Par Christine Lazerges, Présidente de la CNCDH,
Le 14 mai 2014, après quatre ans de travaux menés en partenariat avec les associations spécialistes de la question, le conseil des ministres a adopté un Plan d'action national contre la traite des êtres humains. Ce Plan a fait l'objet d'une annonce par le Président de la République. Il comporte une série d'engagements visant à améliorer l'identification et l'accompagnement des victimes ainsi que la poursuite des auteurs. Il appelle à la mise en œuvre d'une véritable politique publique pour lutter contre la traite, et, dans ce cadre, confie à la CNCDH, autorité administrative indépendante, le mandat de Rapporteur national chargé notamment de collecter des données et d'évaluer les politiques publiques.
Ce Plan s'inscrit dans la mise en œuvre des textes adoptés en Europe, et en particulier la directive européenne de 2011 qui fait de la lutte contre la traite et l'exploitation des êtres humains une priorité européenne. Il s'inscrit également dans le sillage de la Convention du Conseil de l'Europe de 2005, dite « Convention de Varsovie », et des travaux du Groupe d'experts sur la lutte contre la traite (GRETA).
Les travaux de la CNCDH, et en particulier la très importante étude publiée en 2010 sur le sujet, ont révélé que la traite et l'exploitation sont des phénomènes souterrains qui couvrent des réalités diverses que seule une politique engagée, volontariste et globale pourra endiguer. Pour la mener à bien, il est impératif d'appréhender ces phénomènes complexes, d'en mettre au jour les ressorts, et d'évaluer les moyens mis en œuvre pour lutter contre la traite et l'exploitation des êtres humains.
Ce nouveau mandat entre en parfaite résonnance avec le rôle d'Institution nationale des droits de l'homme, accréditée par les Nations unies, dévolue à la CNCDH. Les institutions homologues de la CNCDH se voient également progressivement confier un mandat identique et des opportunités de collaboration à l'échelle européenne sur ce sujet vont rapidement pouvoir se réaliser.
Dans cette perspective, la CNCDH a lancé une vaste consultation de la société civile (ONG, syndicats, personnalités qualifiées) impliquée dans la lutte contre la traite ou l'aide aux victimes de la traite et de l'exploitation. Cette consultation a été élargie aux institutions travaillant sur ce sujet. Elle a eu pour objectif de définir les priorités pour ce mandat et de bâtir les fondements de l'analyse et de l'évaluation des politiques publiques.

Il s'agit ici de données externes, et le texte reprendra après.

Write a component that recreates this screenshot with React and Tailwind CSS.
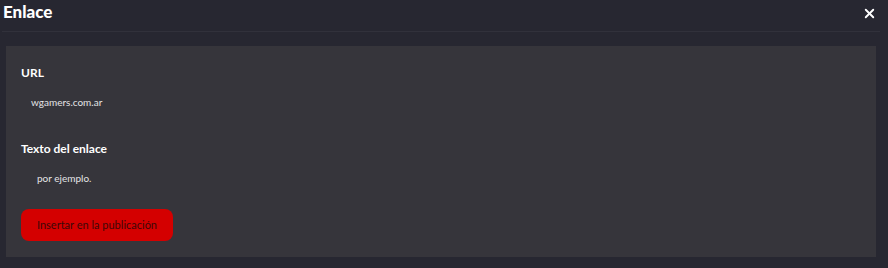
import React from 'react';
import { X } from 'lucide-react';

const Field = ({ label, value, indent }) => (
  <div className="flex flex-col">
    <label className="h-4 text-[12px] font-bold leading-4 text-white">{label}</label>
    <div className={`mt-[6px] flex h-[30px] items-center text-[10px] font-normal text-[#e4e4e6] ${indent}`}>{value}</div>
  </div>
);

const App = () => {
  return (
    <div className="h-[268px] w-[888px] overflow-hidden bg-[#272731] font-['Lato',sans-serif]">
      {/* Header */}
      <div className="mx-[2px] flex h-[32px] w-[878px] items-start justify-between border-b border-[#31313b] pl-[1px] pr-[3px] pt-[2px]">
        <h2 className="text-[17px] font-black leading-[20px] text-white">Enlace</h2>
        <X size={15} strokeWidth={3} className="mt-[4px] text-white" />
      </div>

      {/* Body */}
      <div className="ml-[6px] mt-[14px] flex h-[211px] w-[870px] flex-col bg-[#36353b] px-[15px] pt-[19px]">
        <Field label="URL" value="wgamers.com.ar" indent="pl-[10px]" />
        <div className="mt-[24px]">
          <Field label="Texto del enlace" value="por ejemplo." indent="pl-[16px]" />
        </div>
        <button className="mt-[16px] h-[32px] w-[152px] rounded-lg bg-[#d40000] text-[11px] text-[#3d0808]">
          Insertar en la publicación
        </button>
      </div>
    </div>
  );
};

export default App;
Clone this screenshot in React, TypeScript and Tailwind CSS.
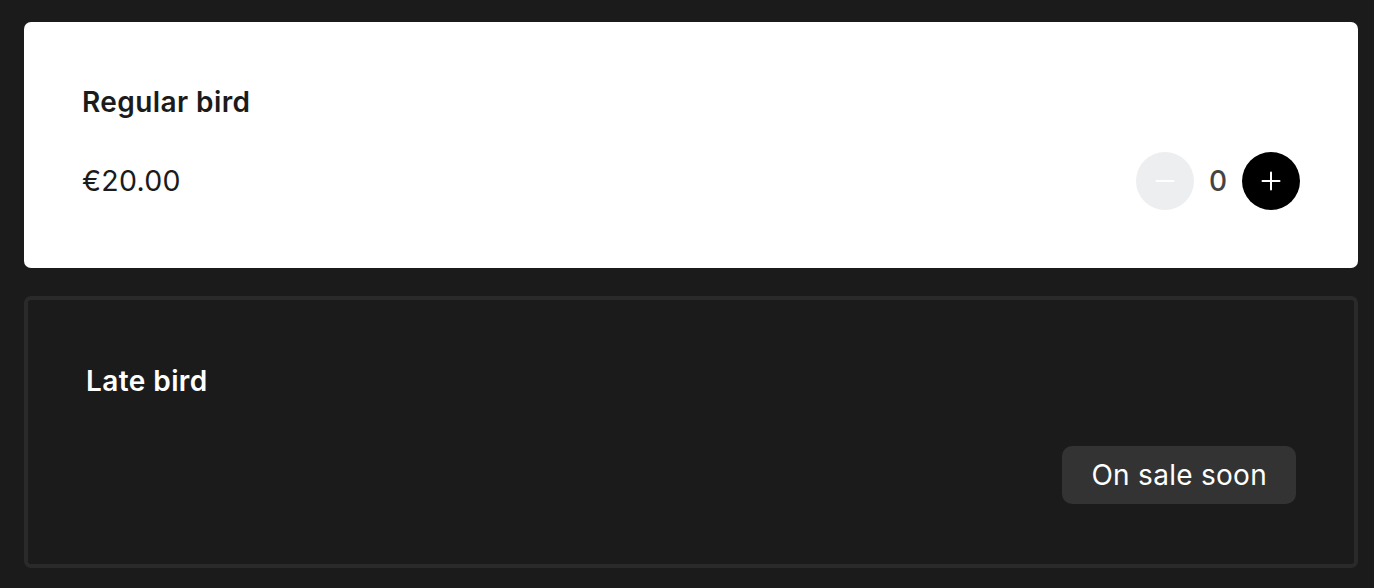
import React from "react";

export default function App() {
  return (
    <div
      className="min-h-[588px] w-full bg-[#1b1b1b] pl-[24px] pr-[16px] py-[22px] flex flex-col gap-[28px]"
      style={{ fontFamily: "Inter, 'Noto Sans', sans-serif" }}
    >
      <div className="bg-white rounded-[7px] px-[58px] pt-[58px] pb-[58px] flex flex-col">
        <div className="text-[28px] leading-[44px] font-semibold text-[#1b1b1b] tracking-[0.015em]">Regular bird</div>
        <div className="mt-[28px] flex items-center justify-between h-[58px]">
          <div className="text-[28.5px] text-[#1b1b1b] tracking-[0.01em]">€20.00</div>
          <div className="flex items-center gap-[14px]">
            <button className="w-[58px] h-[58px] rounded-full bg-[#edeef0] flex items-center justify-center">
              <svg width="20" height="20" viewBox="0 0 20 20"><path d="M1.5 10h17" stroke="#ffffff" strokeWidth="2" strokeLinecap="round" /></svg>
            </button>
            <span className="text-[28px] font-medium text-[#444444] w-[20px] text-center">0</span>
            <button className="w-[58px] h-[58px] rounded-full bg-black flex items-center justify-center">
              <svg width="20" height="20" viewBox="0 0 20 20"><path d="M1.5 10h17M10 1.5v17" stroke="#ffffff" strokeWidth="2" strokeLinecap="round" /></svg>
            </button>
          </div>
        </div>
      </div>
      <div className="border-[4px] border-[#2a2a2a] rounded-[7px] px-[58px] pt-[59px] pb-[60px] flex flex-col">
        <div className="text-[28px] leading-[44px] font-semibold text-white tracking-[0.015em]">Late bird</div>
        <div className="mt-[43px] flex justify-end">
          <div className="h-[58px] px-[29px] rounded-[10px] bg-[#333333] flex items-center text-[28px] text-white tracking-[0.01em]">
            On sale soon
          </div>
        </div>
      </div>
    </div>
  );
}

La CNCDH va poursuivre ce dialogue, afin de saisir les différentes facettes du phénomène et les obstacles rencontrés par les acteurs de la lutte contre la traite, et produire son premier Rapport national sur ce sujet à l'automne 2015 pour le présenter lors de la rencontre à Bruxelles du Réseau européen des rapporteurs nationaux sur la traite des êtres humains.

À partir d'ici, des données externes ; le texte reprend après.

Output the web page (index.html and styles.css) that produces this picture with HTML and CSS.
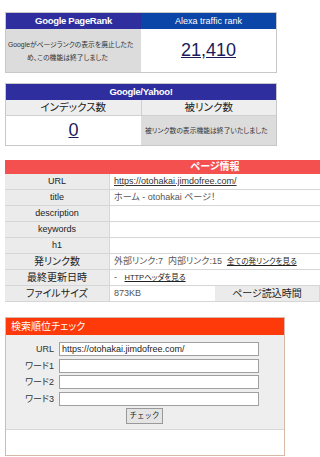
FILE: index.html
```html
<!DOCTYPE html>
<html lang="ja">
<head>
<meta charset="utf-8">
<link rel="stylesheet" href="styles.css">
</head>
<body>
<div class="page">
  <table class="rank">
    <tr>
      <th class="h-pr">Google PageRank</th>
      <th class="h-alexa">Alexa traffic rank</th>
    </tr>
    <tr>
      <td class="gray small"><p class="ln l1">Googleがページランクの表示を廃止したた</p><p class="ln l2">め、この機能は終了しました</p></td>
      <td class="big"><a href="#">21,410</a></td>
    </tr>
  </table>

  <table class="yahoo">
    <tr><th colspan="2" class="h-pr">Google/Yahoo!</th></tr>
    <tr>
      <td class="sub">インデックス数</td>
      <td class="sub">被リンク数</td>
    </tr>
    <tr>
      <td class="big"><a href="#">0</a></td>
      <td class="gray small left">被リンク数の表示機能は終了いたしました</td>
    </tr>
  </table>

  <div class="clip">
  <table class="info">
    <tr><th colspan="4" class="h-info">ページ情報</th></tr>
    <tr><td class="lab">URL</td><td colspan="3" class="val"><a href="#">https://otohakai.jimdofree.com/</a></td></tr>
    <tr><td class="lab">title</td><td colspan="3" class="val">ホーム - otohakai ページ！</td></tr>
    <tr><td class="lab">description</td><td colspan="3" class="val"></td></tr>
    <tr><td class="lab">keywords</td><td colspan="3" class="val"></td></tr>
    <tr><td class="lab">h1</td><td colspan="3" class="val"></td></tr>
    <tr><td class="lab jp">発リンク数</td><td colspan="3" class="val">外部リンク:7&nbsp;&nbsp;内部リンク:15&nbsp;&nbsp;<a href="#" class="sm">全ての発リンクを見る</a></td></tr>
    <tr><td class="lab jp">最終更新日時</td><td colspan="3" class="val">-&nbsp;&nbsp;&nbsp;<a href="#" class="sm">HTTPヘッダを見る</a></td></tr>
    <tr><td class="lab jp">ファイルサイズ</td><td class="val">873KB</td><td class="lab jp">ページ読込時間</td><td class="val"></td></tr>
  </table>
  </div>

  <div class="search">
    <div class="s-head">検索順位チェック</div>
    <div class="s-body">
      <div class="row"><label>URL</label><input type="text" value="https://otohakai.jimdofree.com/"></div>
      <div class="row"><label>ワード1</label><input type="text"></div>
      <div class="row"><label>ワード2</label><input type="text"></div>
      <div class="row"><label>ワード3</label><input type="text"></div>
      <div class="btnrow"><button type="button">チェック</button></div>
    </div>
    <div class="s-foot"></div>
  </div>
</div>
</body>
</html>
```

FILE: styles.css
```css
html, body {
  margin: 0;
  padding: 0;
  background: #fff;
  overflow: hidden;
}
body {
  font-family: "Liberation Sans", "Noto Sans CJK JP", sans-serif;
  font-feature-settings: "palt";
  color: #333;
}
.page {
  width: 320px;
  padding: 12px 0 0 5px;
  box-sizing: border-box;
}
table {
  border-collapse: collapse;
  table-layout: fixed;
}
th, td {
  padding: 0;
}
.rank, .yahoo {
  width: 272px;
  border: 1px solid #c8c8c8;
}
.rank th, .yahoo th {
  height: 16px;
  color: #fff;
  font-size: 9.5px;
  font-weight: bold;
  text-align: center;
  line-height: 16px;
  letter-spacing: -0.3px;
}
.h-pr { background: #2e2e9e; }
.rank th.h-alexa { background: #0b45a8; font-weight: normal; letter-spacing: 0; font-size: 9px; }
.gray { background: #dcdcdc; }
.small {
  font-size: 6.8px;
  line-height: 13px;
  text-align: left;
  color: #333;
}
.ln {
  margin: 0;
  white-space: nowrap;
  text-align: left;
}
.l1 { padding-left: 2px; }
.l2 { text-indent: 21px; }
.small.left { padding-left: 4px; white-space: nowrap; }
.rank tr:nth-child(2) td { height: 43px; }
.big {
  text-align: center;
  background: #fff;
  line-height: 20px;
}
.big a {
  color: #1a1a5c;
  font-size: 18px;
  text-decoration: underline;
}
.yahoo {
  margin-top: 10px;
}
.yahoo td.sub {
  height: 15px;
  background: #eeeeee;
  text-align: center;
  font-size: 10.5px;
  line-height: 15px;
  color: #222;
  border-bottom: 1px solid #d0d0d0;
}
.yahoo td.sub:first-child { border-right: 1px solid #d0d0d0; }
.yahoo tr:nth-child(3) td { height: 29px; }

.clip {
  width: 315px;
  overflow: hidden;
  margin-top: 14px;
}
.info {
  width: 420px;
  border-collapse: separate;
  border-spacing: 0;
}
.h-info {
  background: #f55050;
  color: #fff;
  font-size: 10px;
  font-weight: bold;
  height: 14px;
  line-height: 14px;
  text-align: center;
}
.info td {
  height: 15px;
  font-size: 9px;
  line-height: 15px;
  border-bottom: 1px solid #d6d6d6;
  white-space: nowrap;
  overflow: hidden;
}
.info .lab {
  width: 103px;
  background: #ebebeb;
  text-align: center;
  color: #222;
  border-right: 1px solid #d6d6d6;
}
.info .lab.jp { font-size: 10px; }
.info .val {
  background: #fff;
  padding-left: 4px;
  color: #555;
}
.info a { color: #333; }
.info a.sm { font-size: 7.5px; color: #222; }

.search {
  width: 280px;
  margin-top: 15px;
  border: 1px solid #d8b8a8;
  box-sizing: border-box;
}
.s-head {
  background: #ff3a0a;
  color: #fff;
  font-size: 10px;
  height: 17px;
  line-height: 17px;
  padding-left: 5px;
  overflow: hidden;
}
.s-body {
  background: #eeeeee;
  padding: 7px 0 5px;
  border-bottom: 1px solid #d8d8d8;
}
.row {
  display: flex;
  align-items: center;
  height: 14px;
  margin-bottom: 2.5px;
}
.row label {
  width: 48px;
  text-align: right;
  font-size: 9px;
  line-height: 14px;
  color: #333;
  padding-right: 5px;
}
.row input {
  width: 200px;
  height: 14px;
  box-sizing: border-box;
  border: 1px solid #a0a0a0;
  background: #fff;
  font-family: "Liberation Sans", "Noto Sans CJK JP", sans-serif;
  font-size: 9px;
  padding: 0 2px;
  margin: 0;
  color: #222;
}
.btnrow {
  padding-left: 120px;
  height: 16px;
  display: flex;
}
.btnrow button {
  height: 16px;
  width: 37px;
  padding: 0;
  font-size: 7.5px;
  line-height: 14px;
  font-family: "Liberation Sans", "Noto Sans CJK JP", sans-serif;
  border: 1px solid #999;
  background: #e4e4e4;
  color: #222;
}
.s-foot {
  height: 25px;
  background: #fff;
}
```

Par son approche universaliste et intégrée des droits de l'homme, la CNCDH entend développer une connaissance approfondie de la traite et de l'exploitation sous toutes leurs formes : exploitation sexuelle, traite des mineurs, servitude domestique, exploitation de la mendicité et de la délinquance, exploitation à des fins économiques... Cette connaissance lui permettra de mettre en place des outils d'évaluation pertinents des actions conduites pour lutter contre ces phénomènes.
La problématique de la traite et de l'exploitation des êtres humains est d'une acuité et d'une actualité telles que le Prix Nobel de la paix 2014 a été décerné à Kailash Satyarthi pour son combat contre la traite et le travail forcé des enfants.
Les enjeux humains, sociaux, sociétaux, économiques et politiques étant considérables, la CNCDH entend participer, en partenariat étroit avec l'ensemble des ONG militantes sur cette question, à rendre plus efficace la politique de lutte contre la traite, et ce dans l'intérêt des victimes actuelles comme de toutes les victimes potentielles.